— TO BE DONE —
Your answer must consist solely of the number of lines that contain the word "index".

— SUPPLIED INFORMATION —
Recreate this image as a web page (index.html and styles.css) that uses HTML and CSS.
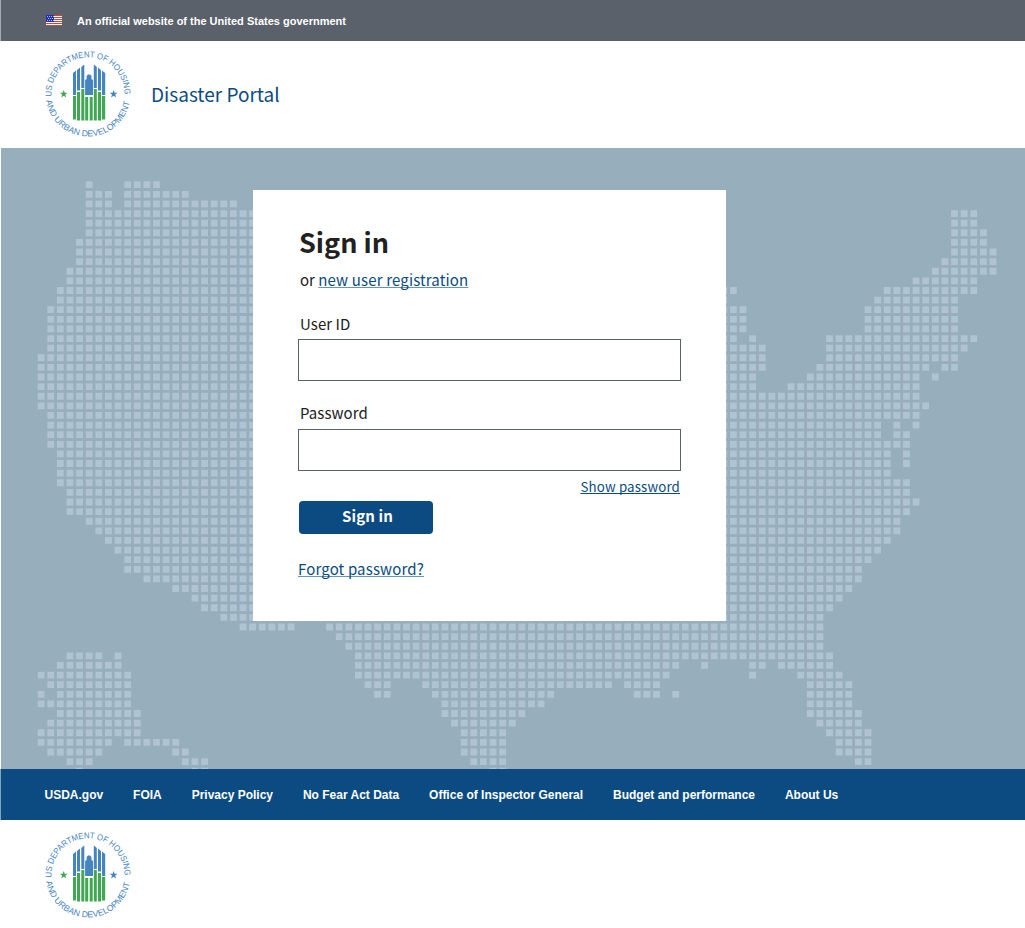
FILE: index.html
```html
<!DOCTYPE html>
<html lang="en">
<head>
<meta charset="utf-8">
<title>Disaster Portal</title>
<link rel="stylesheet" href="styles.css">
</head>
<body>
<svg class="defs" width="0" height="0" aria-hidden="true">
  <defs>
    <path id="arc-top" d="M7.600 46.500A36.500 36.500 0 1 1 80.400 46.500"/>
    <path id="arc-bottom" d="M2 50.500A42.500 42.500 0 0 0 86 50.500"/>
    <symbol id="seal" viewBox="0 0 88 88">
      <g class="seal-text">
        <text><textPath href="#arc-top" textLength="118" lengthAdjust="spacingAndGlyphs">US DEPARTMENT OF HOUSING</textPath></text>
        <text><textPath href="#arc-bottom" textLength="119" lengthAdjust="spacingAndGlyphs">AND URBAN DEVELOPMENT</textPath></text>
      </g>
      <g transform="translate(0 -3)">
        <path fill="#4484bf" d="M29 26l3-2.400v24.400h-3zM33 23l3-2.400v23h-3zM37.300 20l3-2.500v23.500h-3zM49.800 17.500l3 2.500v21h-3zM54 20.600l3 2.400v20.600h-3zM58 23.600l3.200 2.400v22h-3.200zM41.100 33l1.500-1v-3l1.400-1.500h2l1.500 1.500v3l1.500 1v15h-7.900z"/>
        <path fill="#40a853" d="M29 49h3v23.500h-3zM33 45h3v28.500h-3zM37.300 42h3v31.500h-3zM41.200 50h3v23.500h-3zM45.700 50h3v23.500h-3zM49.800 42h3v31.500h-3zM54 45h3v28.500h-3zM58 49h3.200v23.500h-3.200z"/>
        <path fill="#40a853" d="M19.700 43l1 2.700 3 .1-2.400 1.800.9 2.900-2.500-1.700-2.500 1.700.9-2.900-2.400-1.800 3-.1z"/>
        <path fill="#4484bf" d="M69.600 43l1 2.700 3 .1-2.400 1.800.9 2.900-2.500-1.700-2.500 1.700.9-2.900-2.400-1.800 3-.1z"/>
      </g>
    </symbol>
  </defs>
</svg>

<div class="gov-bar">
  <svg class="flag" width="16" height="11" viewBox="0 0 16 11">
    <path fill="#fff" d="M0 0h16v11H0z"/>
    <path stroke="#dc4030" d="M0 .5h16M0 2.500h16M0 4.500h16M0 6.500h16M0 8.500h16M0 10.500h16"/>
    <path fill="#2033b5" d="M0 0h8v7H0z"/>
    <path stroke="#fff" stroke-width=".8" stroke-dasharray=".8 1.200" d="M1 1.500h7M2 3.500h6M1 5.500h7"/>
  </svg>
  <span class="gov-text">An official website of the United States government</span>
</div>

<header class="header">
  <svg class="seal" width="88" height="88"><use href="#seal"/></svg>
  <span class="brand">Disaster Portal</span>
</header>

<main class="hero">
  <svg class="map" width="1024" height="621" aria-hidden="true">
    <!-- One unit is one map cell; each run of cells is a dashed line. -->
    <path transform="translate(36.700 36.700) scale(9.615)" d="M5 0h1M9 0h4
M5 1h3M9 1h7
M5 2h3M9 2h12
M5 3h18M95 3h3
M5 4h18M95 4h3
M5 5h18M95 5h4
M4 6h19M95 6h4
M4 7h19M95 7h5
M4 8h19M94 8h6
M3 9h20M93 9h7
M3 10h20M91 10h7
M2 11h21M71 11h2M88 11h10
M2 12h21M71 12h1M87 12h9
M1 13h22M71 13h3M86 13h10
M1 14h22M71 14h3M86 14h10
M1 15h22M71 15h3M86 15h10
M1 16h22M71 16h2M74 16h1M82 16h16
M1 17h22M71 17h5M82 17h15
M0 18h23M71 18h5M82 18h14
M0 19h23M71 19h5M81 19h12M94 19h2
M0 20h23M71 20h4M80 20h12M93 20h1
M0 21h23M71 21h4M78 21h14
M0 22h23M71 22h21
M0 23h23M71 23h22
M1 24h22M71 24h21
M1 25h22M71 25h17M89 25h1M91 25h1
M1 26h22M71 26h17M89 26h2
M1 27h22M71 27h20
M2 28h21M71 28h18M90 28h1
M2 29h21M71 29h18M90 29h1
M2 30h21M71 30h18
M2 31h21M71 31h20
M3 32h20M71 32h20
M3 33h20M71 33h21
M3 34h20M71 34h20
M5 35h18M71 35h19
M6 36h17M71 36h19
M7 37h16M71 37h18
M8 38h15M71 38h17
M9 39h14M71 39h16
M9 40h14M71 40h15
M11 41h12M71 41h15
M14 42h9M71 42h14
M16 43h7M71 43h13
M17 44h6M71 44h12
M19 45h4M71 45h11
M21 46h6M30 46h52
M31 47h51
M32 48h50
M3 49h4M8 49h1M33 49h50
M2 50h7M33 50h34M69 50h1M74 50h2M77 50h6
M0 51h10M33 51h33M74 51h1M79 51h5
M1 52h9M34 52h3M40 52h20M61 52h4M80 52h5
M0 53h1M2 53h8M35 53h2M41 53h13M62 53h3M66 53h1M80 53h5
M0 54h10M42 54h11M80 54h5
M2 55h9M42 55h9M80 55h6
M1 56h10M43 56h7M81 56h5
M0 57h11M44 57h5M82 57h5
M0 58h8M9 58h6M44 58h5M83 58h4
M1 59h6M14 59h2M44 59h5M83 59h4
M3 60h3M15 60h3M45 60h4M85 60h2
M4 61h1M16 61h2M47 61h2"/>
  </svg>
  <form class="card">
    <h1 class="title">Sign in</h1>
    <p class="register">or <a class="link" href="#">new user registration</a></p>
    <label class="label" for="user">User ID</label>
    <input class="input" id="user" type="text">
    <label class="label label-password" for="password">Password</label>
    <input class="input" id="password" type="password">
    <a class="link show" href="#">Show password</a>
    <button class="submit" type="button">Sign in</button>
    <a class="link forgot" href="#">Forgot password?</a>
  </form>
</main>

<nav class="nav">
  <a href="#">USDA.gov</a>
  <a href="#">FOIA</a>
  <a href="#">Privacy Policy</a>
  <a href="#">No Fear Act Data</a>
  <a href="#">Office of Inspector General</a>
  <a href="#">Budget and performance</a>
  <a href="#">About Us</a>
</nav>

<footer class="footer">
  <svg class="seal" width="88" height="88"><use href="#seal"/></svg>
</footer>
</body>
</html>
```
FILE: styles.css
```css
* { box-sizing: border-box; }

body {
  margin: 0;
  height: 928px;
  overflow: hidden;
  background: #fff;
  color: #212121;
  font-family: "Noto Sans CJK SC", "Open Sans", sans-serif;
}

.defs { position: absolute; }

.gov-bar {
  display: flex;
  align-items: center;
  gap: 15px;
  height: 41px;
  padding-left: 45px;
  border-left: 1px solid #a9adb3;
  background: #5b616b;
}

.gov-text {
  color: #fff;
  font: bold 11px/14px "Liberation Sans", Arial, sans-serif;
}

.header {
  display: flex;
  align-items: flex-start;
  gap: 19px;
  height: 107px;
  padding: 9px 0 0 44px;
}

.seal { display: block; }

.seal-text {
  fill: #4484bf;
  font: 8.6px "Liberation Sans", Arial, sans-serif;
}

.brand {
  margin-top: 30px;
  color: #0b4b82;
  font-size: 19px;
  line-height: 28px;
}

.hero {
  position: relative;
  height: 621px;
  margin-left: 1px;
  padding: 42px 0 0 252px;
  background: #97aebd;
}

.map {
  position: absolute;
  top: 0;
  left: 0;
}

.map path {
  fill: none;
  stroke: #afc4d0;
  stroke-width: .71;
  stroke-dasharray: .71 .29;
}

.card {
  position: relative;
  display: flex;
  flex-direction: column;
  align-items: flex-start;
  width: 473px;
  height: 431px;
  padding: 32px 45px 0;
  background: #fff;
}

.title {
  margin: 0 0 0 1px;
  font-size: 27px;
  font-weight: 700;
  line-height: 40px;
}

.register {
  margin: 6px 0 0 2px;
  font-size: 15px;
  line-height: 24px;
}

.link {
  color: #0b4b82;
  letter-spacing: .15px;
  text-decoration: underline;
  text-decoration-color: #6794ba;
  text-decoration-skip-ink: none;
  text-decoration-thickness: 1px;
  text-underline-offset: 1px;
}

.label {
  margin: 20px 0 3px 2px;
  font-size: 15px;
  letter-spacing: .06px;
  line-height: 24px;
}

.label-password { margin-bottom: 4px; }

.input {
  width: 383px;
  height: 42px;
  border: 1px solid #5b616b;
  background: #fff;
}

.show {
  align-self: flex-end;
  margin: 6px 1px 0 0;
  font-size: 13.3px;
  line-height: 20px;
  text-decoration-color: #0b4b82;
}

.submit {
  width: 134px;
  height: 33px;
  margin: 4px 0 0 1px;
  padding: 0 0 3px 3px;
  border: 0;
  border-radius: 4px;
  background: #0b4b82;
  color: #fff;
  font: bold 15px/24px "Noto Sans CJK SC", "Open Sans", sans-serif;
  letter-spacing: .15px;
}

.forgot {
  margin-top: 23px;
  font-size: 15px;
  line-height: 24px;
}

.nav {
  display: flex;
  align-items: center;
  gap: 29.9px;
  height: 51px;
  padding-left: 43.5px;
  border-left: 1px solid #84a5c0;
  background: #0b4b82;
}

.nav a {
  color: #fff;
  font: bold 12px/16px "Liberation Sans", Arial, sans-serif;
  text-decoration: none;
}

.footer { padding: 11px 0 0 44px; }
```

— PROBLEM SOLUTION —
2